**Problem to work on:** Scan the following material for the string "React" and copy each line in which it appears.

**Data entries:**
· · · ·

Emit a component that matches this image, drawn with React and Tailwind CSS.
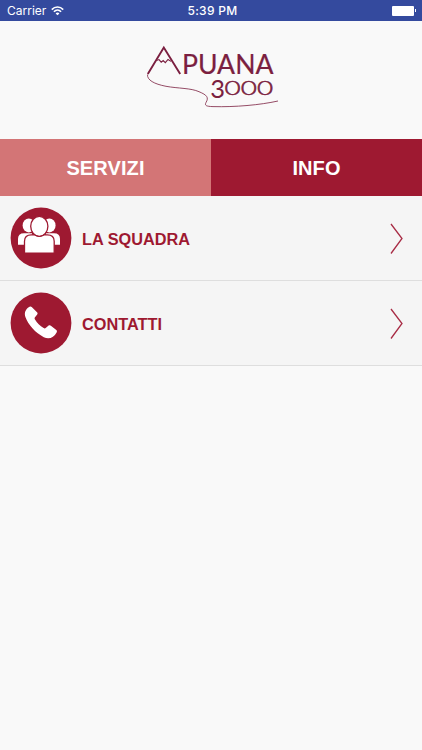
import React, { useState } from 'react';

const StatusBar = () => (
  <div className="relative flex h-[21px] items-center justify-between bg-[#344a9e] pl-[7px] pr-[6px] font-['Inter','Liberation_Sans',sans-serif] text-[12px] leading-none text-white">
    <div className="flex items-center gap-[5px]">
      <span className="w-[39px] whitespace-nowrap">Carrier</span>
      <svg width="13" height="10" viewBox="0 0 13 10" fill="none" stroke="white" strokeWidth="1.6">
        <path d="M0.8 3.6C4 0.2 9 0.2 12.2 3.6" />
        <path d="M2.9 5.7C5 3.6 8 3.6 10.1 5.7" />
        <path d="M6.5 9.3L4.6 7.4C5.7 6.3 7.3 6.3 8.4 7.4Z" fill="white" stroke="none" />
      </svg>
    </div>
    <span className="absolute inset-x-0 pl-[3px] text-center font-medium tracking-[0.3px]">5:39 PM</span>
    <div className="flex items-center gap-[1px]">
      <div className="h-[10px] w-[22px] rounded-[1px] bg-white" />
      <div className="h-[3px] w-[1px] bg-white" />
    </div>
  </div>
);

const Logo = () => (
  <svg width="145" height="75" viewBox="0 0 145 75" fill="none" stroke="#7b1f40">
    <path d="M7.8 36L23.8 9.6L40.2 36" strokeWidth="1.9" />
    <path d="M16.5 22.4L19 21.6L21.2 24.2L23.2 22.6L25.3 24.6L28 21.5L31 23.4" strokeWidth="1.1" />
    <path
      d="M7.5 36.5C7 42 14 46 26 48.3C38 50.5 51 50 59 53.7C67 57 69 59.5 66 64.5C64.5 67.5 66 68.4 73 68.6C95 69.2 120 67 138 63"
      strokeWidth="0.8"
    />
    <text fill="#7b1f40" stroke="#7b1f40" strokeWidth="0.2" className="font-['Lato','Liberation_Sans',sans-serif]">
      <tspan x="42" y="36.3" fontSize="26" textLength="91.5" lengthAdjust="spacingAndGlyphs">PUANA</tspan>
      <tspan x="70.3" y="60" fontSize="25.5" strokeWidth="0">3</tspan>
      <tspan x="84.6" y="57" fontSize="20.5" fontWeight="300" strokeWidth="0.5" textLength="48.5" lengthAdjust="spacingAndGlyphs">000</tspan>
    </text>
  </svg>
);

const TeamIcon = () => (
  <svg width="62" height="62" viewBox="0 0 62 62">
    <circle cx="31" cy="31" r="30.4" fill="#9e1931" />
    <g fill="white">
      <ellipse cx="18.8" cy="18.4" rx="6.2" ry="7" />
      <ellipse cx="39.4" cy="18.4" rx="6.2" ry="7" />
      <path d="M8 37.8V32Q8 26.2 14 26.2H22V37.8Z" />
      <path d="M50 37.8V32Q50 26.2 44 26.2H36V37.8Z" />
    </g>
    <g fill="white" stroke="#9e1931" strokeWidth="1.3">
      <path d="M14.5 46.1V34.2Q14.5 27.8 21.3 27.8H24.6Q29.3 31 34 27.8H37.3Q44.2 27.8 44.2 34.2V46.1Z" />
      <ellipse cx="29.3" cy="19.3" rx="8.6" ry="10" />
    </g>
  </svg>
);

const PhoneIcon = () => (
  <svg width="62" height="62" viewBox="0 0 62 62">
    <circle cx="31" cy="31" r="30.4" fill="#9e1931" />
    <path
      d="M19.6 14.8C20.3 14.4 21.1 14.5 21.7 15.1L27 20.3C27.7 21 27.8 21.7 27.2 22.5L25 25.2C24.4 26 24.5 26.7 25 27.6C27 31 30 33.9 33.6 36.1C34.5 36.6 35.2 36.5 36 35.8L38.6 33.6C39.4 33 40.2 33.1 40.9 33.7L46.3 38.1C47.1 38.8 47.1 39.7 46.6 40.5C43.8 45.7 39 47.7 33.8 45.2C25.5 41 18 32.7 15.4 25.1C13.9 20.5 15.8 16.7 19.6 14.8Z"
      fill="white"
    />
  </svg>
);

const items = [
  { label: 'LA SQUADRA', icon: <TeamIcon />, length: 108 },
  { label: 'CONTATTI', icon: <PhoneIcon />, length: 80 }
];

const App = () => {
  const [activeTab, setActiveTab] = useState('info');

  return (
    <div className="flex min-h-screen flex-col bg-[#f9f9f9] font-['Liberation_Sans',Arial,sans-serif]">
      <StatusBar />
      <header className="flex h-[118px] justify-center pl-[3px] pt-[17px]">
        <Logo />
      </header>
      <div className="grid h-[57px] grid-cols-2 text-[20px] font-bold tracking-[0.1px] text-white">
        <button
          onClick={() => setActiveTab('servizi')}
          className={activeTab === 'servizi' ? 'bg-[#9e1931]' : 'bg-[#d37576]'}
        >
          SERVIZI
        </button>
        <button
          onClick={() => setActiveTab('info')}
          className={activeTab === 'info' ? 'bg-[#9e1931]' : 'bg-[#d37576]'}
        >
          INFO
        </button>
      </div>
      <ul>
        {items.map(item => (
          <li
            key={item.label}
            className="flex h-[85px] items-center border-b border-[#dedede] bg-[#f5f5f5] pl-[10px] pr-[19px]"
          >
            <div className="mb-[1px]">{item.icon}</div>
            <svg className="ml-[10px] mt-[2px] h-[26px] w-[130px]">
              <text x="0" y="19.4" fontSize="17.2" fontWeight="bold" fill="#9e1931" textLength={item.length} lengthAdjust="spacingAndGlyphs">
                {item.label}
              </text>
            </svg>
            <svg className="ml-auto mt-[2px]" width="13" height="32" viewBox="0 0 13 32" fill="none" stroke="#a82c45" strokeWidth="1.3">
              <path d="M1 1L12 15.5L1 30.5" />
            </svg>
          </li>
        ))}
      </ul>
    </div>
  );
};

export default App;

· · · ·

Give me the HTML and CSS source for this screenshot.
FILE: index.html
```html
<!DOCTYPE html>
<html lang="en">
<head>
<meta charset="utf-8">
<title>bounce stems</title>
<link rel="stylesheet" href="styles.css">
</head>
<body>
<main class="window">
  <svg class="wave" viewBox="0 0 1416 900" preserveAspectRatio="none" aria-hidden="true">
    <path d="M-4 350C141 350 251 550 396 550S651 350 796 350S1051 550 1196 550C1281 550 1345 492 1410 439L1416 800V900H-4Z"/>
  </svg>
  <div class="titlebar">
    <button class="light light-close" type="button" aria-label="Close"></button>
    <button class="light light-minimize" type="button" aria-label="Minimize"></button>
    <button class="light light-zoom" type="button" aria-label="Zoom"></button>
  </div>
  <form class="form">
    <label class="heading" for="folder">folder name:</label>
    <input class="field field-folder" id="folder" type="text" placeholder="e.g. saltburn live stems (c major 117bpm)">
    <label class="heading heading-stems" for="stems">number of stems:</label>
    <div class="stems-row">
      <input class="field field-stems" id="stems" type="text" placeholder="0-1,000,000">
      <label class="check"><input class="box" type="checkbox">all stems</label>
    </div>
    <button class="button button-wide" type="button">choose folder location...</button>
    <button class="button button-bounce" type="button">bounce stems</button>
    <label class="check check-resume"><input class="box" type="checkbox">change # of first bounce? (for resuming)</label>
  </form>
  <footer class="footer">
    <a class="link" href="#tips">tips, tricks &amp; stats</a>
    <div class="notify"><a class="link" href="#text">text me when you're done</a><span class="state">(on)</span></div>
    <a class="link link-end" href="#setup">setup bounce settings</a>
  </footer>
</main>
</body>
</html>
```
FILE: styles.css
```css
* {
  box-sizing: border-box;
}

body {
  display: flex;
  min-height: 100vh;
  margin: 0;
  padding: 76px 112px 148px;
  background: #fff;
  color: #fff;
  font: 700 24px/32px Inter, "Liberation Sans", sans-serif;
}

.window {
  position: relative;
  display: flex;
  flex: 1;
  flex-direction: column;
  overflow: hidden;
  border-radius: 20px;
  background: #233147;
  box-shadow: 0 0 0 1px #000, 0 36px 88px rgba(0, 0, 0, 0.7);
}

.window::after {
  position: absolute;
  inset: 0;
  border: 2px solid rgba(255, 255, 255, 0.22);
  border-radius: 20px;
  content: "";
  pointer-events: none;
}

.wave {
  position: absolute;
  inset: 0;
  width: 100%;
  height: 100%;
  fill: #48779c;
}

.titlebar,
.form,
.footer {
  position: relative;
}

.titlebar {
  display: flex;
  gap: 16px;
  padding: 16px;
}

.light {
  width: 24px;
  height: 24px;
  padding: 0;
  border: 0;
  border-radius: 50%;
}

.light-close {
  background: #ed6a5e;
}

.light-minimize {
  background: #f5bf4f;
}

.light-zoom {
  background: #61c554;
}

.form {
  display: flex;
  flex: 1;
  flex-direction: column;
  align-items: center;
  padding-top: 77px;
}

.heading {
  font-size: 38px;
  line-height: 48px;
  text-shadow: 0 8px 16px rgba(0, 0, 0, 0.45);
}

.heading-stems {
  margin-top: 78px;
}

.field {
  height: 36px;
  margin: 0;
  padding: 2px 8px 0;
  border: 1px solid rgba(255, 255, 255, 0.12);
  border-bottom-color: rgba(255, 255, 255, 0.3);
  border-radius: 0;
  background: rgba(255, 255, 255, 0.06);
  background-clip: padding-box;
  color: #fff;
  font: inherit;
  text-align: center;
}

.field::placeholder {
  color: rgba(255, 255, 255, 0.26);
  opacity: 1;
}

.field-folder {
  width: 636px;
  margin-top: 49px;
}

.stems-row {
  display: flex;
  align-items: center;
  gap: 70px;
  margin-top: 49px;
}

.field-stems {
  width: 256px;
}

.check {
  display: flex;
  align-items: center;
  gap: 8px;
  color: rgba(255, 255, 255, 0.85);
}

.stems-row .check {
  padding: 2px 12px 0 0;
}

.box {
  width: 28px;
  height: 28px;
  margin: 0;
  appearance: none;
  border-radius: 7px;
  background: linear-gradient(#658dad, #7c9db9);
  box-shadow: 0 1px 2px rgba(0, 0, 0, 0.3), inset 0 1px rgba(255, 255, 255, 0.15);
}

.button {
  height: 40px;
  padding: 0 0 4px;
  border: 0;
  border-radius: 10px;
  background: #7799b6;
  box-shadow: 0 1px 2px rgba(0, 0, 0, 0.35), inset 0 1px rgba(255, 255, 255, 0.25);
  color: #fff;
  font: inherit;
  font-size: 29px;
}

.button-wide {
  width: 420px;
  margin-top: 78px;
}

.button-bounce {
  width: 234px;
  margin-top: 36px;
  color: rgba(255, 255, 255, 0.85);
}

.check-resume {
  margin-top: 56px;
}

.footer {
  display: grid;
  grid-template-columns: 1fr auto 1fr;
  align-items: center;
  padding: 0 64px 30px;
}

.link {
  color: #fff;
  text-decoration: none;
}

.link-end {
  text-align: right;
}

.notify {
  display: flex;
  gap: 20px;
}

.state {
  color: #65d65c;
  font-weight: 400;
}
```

· · · ·

**Correct response:**
Emit a component that matches this image, drawn with React and Tailwind CSS.
import React, { useState } from 'react';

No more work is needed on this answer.